RFM analysis for customer behaviour
RFM analysis is a powerful marketing technique used to understand and segment your customer base based on their purchasing behavior. It's built on the idea that past behavior is a strong indicator of future behavior. RFM stands for:
* Recency (R): How recently a customer made a purchase. The more recent the purchase, the more engaged the customer is likely to be.
* Frequency (F): How often a customer makes a purchase. Frequent buyers are often your most loyal customers.
* Monetary Value (M): How much money a customer spends. High-value customers are your biggest spenders.
By analyzing these three metrics, you can assign scores to each customer and group them into different segments. This allows you to create highly targeted and personalized marketing strategies.
How to Perform RFM Analysis
The process generally involves these key steps:
* Gather Your Data: Collect customer transaction data, including customer ID, transaction date, and the total value of the transaction.
* Calculate RFM Values: For each customer, calculate their recency, frequency, and monetary value.
* Recency: Calculate the number of days since their last purchase.
* Frequency: Count the total number of purchases they've made over a specific period (e.g., the last year).
* Monetary Value: Calculate the total amount of money they've spent.
* Score Your Customers: Assign a score to each customer for each RFM metric.
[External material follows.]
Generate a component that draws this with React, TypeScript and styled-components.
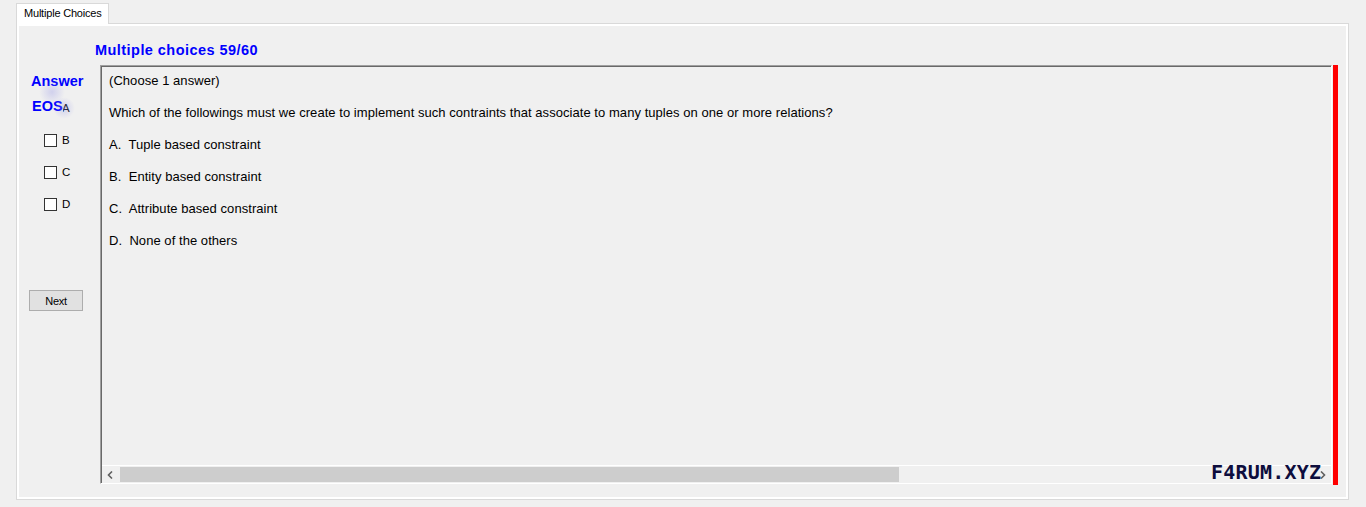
import React from "react";
import styled, { createGlobalStyle } from "styled-components";

const Global = createGlobalStyle`
  html, body { margin: 0; padding: 0; background: #f0f0f0; }
  body { font-family: "Liberation Sans", Arial, sans-serif; }
`;

const Screen = styled.div`
  position: relative;
  width: 1366px;
  height: 507px;
  background: #f0f0f0;
  overflow: hidden;
  box-sizing: border-box;
`;

const TabStrip = styled.div`
  display: flex;
  padding: 3px 0 0 16px;
  height: 20px;
`;

const Tab = styled.div`
  box-sizing: border-box;
  height: 21px;
  padding: 0 6px 0 7px;
  border: 1px solid #d9d9d9;
  border-bottom: none;
  background: #ffffff;
  font-size: 11px;
  letter-spacing: -0.2px;
  line-height: 19px;
  color: #000;
  position: relative;
  z-index: 1;
`;

const TabPage = styled.div`
  box-sizing: border-box;
  margin-left: 16px;
  width: 1333px;
  height: 477px;
  border: 1px solid #d9d9d9;
  box-shadow: inset 0 0 0 2px #ffffff;
  display: flex;
  flex-direction: column;
`;

const Title = styled.div`
  margin: 17px 0 0 78px;
  font-weight: bold;
  font-size: 14.5px;
  letter-spacing: 0.45px;
  line-height: 18px;
  color: #0000ff;
`;

const Body = styled.div`
  display: flex;
  margin-top: 6px;
`;

const LeftCol = styled.div`
  position: relative;
  width: 83px;
  display: flex;
  flex-direction: column;
`;

const AnswerLabel = styled.div`
  margin: 7px 0 2px 14px;
  font-weight: bold;
  font-size: 14.5px;
  line-height: 18px;
  color: #0000ff;
`;

const EosLabel = styled.div`
  position: absolute;
  left: 15px;
  top: 32px;
  font-weight: bold;
  font-size: 14.5px;
  line-height: 18px;
  color: #0000ff;
  background: #f0f0f0;
  z-index: 2;
`;

const Glow = styled.div<{ $x: number; $y: number; $s: number }>`
  position: absolute;
  left: ${(p) => p.$x}px;
  top: ${(p) => p.$y}px;
  width: ${(p) => p.$s}px;
  height: ${(p) => p.$s}px;
  border-radius: 50%;
  background: radial-gradient(circle, rgba(150, 150, 230, 0.35) 0%, rgba(150, 150, 230, 0) 70%);
  z-index: 3;
  pointer-events: none;
`;

const ChoiceRow = styled.label`
  display: flex;
  align-items: center;
  height: 32px;
  padding-left: 27px;
  gap: 5px;
  font-size: 11.5px;
  color: #000;
`;

const Box = styled.span`
  box-sizing: border-box;
  width: 13px;
  height: 13px;
  border: 1px solid #333333;
  background: #ffffff;
`;

const NextButton = styled.button`
  box-sizing: border-box;
  margin: 70px 0 0 12px;
  width: 54px;
  height: 21px;
  padding: 0;
  border: 1px solid #adadad;
  background: #e1e1e1;
  font-family: "Liberation Sans", Arial, sans-serif;
  font-size: 11px;
  letter-spacing: -0.3px;
  color: #000;
`;

const PanelWrap = styled.div`
  display: flex;
  gap: 1px;
`;

const Panel = styled.div`
  box-sizing: border-box;
  width: 1232px;
  height: 419px;
  border: 1px solid;
  border-color: #a0a0a0 #ffffff #ffffff #a0a0a0;
  box-shadow: inset 1px 1px 0 #696969;
  display: flex;
  flex-direction: column;
`;

const Content = styled.div`
  flex: 1;
  padding: 7px 0 0 8px;
  display: flex;
  flex-direction: column;
  gap: 16px;
`;

const Line = styled.div`
  font-size: 13px;
  line-height: 16px;
  letter-spacing: 0.05px;
  color: #000;
  white-space: pre;
`;

const RedBar = styled.div`
  width: 5px;
  height: 420px;
  background: #ff0000;
`;

const HScroll = styled.div`
  display: flex;
  height: 17px;
  margin-left: 1px;
  border-top: 1px solid #ffffff;
  background: #f0f0f0;
`;

const ArrowBtn = styled.div`
  width: 17px;
  display: flex;
  align-items: center;
  justify-content: center;
`;

const Track = styled.div`
  flex: 1;
  display: flex;
  align-items: center;
  padding-left: 1px;
`;

const Thumb = styled.div`
  width: 779px;
  height: 15px;
  background: #cdcdcd;
`;

const Watermark = styled.div`
  position: absolute;
  left: 1211px;
  top: 460px;
  font-family: "DejaVu Sans Mono", "Liberation Mono", monospace;
  font-weight: bold;
  font-size: 20px;
  line-height: 24px;
  color: #0d0d3d;
  letter-spacing: 0.2px;
  z-index: 5;
`;

const Chevron = ({ dir }: { dir: "left" | "right" }) => (
  <svg width="7" height="8" viewBox="0 0 7 8">
    <path
      d={dir === "left" ? "M5 0.5 L1.5 4 L5 7.5" : "M2 0.5 L5.5 4 L2 7.5"}
      fill="none"
      stroke="#606060"
      strokeWidth="1.6"
    />
  </svg>
);

const lines = [
  "(Choose 1 answer)",
  "Which of the followings must we create to implement such contraints that associate to many tuples on one or more relations?",
  "A.  Tuple based constraint",
  "B.  Entity based constraint",
  "C.  Attribute based constraint",
  "D.  None of the others",
];

export default function App() {
  return (
    <Screen>
      <Global />
      <TabStrip>
        <Tab>Multiple Choices</Tab>
      </TabStrip>
      <TabPage>
        <Title>Multiple choices 59/60</Title>
        <Body>
          <LeftCol>
            <AnswerLabel>Answer</AnswerLabel>
            <EosLabel>EOS</EosLabel>
            <Glow $x={22} $y={14} $s={26} />
            <Glow $x={36} $y={32} $s={22} />
            {["A", "B", "C", "D"].map((c) => (
              <ChoiceRow key={c}>
                <Box />
                {c}
              </ChoiceRow>
            ))}
            <NextButton>Next</NextButton>
          </LeftCol>
          <PanelWrap>
            <Panel>
              <Content>
                {lines.map((l) => (
                  <Line key={l}>{l}</Line>
                ))}
              </Content>
              <HScroll>
                <ArrowBtn>
                  <Chevron dir="left" />
                </ArrowBtn>
                <Track>
                  <Thumb />
                </Track>
                <ArrowBtn>
                  <Chevron dir="right" />
                </ArrowBtn>
              </HScroll>
            </Panel>
            <RedBar />
          </PanelWrap>
        </Body>
      </TabPage>
      <Watermark>F4RUM.XYZ</Watermark>
    </Screen>
  );
}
A common approach is to rank customers on a scale (e.g., 1 to 5, where 5 is the best score).
* Recency: A low number of days since the last purchase gets a high score (e.g., a customer who bought yesterday gets a 5, while someone who hasn't bought in a year gets a 1).
* Frequency: Customers who buy most often get a high score.
* Monetary Value: Customers who spend the most money get a high score.
* Segment Your Customers: Combine the R, F, and M scores to create distinct customer segments. For example, a customer with a score of "555" (highest in all three categories) is a "Champion" customer, while a "111" customer is "Lost." You can create numerous segments with different labels, such as:
* Champions (555): Your best customers. They buy recently, frequently, and spend a lot.
* Loyal Customers (X5X): Customers who buy often and spend a good amount.
* New Customers (5XX): Recent buyers who haven't yet made many purchases.
* At-Risk (1XX): Customers who used to buy frequently and spend a lot, but haven't made a recent purchase.
* Lost (111): Customers who haven't bought in a long time, don't buy often, and don't spend much.
* Develop Targeted Strategies: Use these segments to create personalized marketing campaigns.
* For Champions: Offer exclusive previews of new products, loyalty programs, or refer-a-friend bonuses.
* For At-Risk customers: Send win-back campaigns with special discounts or personalized product recommendations.
* For New Customers: Provide onboarding content to help them become familiar with your brand and encourage their next purchase.
By leveraging the insights from RFM analysis, you can optimize your marketing efforts, improve customer retention, increase customer lifetime value, and ultimately drive business growth.